Task objective – Which lines include the word "TypeScript"? Copy each of them.

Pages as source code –
## start
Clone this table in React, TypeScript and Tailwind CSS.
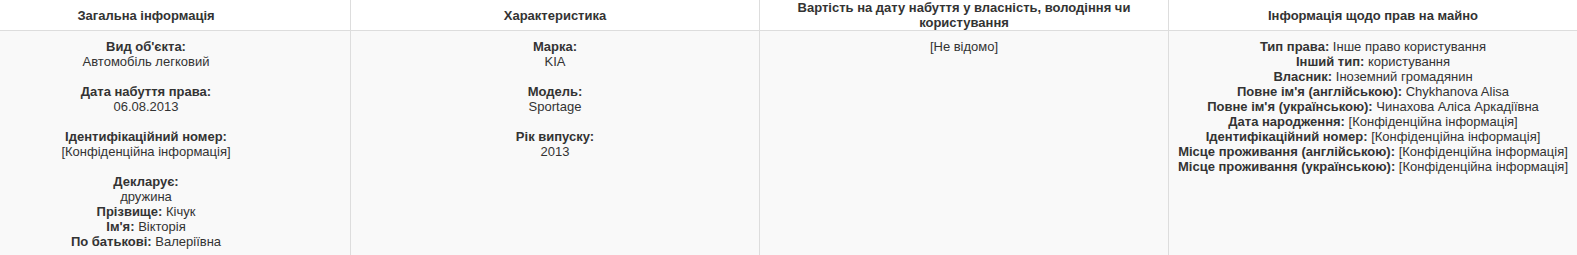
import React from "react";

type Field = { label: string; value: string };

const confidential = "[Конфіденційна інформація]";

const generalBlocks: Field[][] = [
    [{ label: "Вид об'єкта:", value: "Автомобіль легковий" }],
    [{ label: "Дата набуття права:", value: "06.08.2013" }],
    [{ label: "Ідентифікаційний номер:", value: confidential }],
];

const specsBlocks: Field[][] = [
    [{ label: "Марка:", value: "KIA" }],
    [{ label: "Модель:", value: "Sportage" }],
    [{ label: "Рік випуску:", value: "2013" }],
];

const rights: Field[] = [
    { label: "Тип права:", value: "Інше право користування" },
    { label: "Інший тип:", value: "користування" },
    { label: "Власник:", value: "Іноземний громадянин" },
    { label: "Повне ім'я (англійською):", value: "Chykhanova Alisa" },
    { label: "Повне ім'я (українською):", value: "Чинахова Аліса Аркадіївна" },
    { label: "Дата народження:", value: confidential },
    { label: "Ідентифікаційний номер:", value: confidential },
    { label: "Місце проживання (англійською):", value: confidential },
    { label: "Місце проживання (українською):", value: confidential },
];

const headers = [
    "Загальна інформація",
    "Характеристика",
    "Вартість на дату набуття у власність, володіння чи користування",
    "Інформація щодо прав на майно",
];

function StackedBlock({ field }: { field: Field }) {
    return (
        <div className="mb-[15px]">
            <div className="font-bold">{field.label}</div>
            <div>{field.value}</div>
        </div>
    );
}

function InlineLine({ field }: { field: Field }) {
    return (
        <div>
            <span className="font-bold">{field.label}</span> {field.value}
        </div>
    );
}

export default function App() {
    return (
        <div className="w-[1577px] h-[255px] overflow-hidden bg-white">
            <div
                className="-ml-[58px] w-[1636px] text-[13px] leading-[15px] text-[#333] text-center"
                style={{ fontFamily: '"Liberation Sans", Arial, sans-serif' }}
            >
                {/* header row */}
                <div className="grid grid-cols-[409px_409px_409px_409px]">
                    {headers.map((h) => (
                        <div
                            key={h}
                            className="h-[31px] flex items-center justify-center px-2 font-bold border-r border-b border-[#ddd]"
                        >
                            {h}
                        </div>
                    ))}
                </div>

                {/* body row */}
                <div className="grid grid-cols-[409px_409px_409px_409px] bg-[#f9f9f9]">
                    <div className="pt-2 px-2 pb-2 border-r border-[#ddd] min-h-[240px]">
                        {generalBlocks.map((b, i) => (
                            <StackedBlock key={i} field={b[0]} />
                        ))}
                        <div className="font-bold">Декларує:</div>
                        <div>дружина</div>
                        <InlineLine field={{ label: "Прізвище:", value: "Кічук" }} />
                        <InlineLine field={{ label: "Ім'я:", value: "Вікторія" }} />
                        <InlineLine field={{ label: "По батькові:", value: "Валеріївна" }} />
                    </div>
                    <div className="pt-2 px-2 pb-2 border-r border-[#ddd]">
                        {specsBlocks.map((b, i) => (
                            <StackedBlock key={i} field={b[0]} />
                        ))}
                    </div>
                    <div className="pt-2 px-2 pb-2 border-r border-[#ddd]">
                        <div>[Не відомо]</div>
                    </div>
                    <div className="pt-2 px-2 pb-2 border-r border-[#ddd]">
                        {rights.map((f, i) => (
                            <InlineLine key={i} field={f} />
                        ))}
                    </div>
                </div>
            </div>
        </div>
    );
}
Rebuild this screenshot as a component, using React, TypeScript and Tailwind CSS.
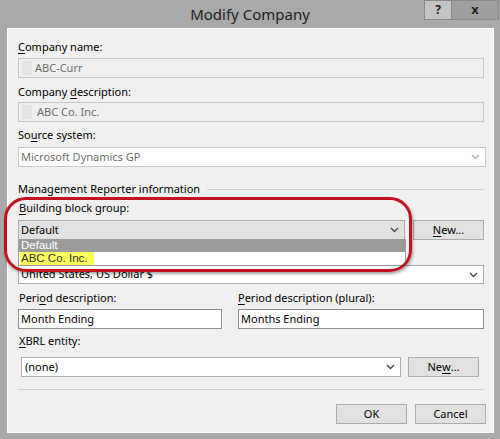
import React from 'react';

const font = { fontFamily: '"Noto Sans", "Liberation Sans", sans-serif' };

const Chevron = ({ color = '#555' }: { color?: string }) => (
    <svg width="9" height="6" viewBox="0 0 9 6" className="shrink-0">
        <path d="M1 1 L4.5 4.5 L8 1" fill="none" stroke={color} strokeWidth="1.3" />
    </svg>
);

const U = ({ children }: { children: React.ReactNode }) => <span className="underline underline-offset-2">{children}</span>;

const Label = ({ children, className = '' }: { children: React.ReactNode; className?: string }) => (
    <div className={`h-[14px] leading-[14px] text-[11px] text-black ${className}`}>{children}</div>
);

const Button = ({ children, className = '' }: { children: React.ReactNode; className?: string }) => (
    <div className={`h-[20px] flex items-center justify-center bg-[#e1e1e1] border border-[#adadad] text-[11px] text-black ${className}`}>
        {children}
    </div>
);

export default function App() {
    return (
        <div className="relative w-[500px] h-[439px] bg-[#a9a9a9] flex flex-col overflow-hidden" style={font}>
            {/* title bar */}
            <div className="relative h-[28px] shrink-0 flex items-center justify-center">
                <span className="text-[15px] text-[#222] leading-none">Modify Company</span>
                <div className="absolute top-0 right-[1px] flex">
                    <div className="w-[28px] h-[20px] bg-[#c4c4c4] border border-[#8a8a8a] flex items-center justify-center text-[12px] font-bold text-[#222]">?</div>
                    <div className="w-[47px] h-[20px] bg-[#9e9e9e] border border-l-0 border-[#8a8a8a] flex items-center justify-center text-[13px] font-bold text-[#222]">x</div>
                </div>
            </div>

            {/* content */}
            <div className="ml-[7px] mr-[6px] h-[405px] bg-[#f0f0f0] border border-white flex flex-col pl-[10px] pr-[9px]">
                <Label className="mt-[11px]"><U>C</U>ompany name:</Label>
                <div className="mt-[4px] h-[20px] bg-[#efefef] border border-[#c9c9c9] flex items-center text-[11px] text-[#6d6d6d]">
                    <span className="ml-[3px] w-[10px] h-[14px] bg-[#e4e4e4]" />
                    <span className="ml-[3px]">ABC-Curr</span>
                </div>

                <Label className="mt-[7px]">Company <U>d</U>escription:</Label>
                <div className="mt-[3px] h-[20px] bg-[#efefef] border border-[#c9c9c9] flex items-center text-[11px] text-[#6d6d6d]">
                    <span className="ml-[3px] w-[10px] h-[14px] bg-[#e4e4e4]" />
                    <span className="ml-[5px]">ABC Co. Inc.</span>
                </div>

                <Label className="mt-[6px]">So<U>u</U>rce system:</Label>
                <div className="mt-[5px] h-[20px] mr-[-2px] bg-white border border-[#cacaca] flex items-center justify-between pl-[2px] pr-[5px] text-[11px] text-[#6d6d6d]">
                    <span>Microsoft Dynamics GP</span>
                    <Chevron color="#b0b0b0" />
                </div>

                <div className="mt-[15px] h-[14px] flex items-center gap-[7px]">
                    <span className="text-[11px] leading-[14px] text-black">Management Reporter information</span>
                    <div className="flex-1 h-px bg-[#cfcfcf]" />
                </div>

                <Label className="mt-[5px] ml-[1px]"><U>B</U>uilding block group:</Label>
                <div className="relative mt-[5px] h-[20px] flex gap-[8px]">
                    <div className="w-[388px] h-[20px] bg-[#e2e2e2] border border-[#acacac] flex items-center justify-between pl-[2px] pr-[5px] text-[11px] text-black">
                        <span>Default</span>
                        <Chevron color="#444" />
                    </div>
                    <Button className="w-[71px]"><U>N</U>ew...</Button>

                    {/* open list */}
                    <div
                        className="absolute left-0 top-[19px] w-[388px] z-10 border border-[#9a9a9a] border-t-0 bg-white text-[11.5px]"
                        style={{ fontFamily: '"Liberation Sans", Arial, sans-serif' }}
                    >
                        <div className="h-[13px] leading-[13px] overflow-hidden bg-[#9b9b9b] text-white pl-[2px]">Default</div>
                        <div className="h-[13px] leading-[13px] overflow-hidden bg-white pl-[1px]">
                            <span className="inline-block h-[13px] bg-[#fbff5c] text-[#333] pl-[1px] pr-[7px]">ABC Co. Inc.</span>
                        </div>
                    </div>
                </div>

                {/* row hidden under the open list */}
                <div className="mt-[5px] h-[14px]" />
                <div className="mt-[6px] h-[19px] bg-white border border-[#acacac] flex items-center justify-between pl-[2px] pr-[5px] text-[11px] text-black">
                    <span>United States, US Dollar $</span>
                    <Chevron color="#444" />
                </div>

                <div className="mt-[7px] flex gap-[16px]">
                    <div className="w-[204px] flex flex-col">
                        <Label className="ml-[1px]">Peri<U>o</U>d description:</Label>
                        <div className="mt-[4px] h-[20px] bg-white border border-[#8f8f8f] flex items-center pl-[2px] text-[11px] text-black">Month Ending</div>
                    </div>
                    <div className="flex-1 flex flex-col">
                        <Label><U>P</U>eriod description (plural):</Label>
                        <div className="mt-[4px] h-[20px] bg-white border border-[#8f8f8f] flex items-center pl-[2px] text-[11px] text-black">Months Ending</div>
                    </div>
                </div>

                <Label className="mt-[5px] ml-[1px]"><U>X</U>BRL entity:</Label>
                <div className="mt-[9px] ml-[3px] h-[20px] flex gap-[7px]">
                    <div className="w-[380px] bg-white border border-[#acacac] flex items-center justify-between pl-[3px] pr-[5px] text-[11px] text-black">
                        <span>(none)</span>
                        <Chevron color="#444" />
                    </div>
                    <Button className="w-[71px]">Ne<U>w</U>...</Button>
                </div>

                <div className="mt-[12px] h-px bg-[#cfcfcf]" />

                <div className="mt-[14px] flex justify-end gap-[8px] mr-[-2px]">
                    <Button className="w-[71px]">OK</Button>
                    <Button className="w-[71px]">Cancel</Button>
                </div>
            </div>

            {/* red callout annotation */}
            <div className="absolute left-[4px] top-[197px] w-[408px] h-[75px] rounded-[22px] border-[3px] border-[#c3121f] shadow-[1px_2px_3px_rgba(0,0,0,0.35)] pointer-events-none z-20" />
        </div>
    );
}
## end
The answer –
Clone this table in React, TypeScript and Tailwind CSS.
Rebuild this screenshot as a component, using React, TypeScript and Tailwind CSS.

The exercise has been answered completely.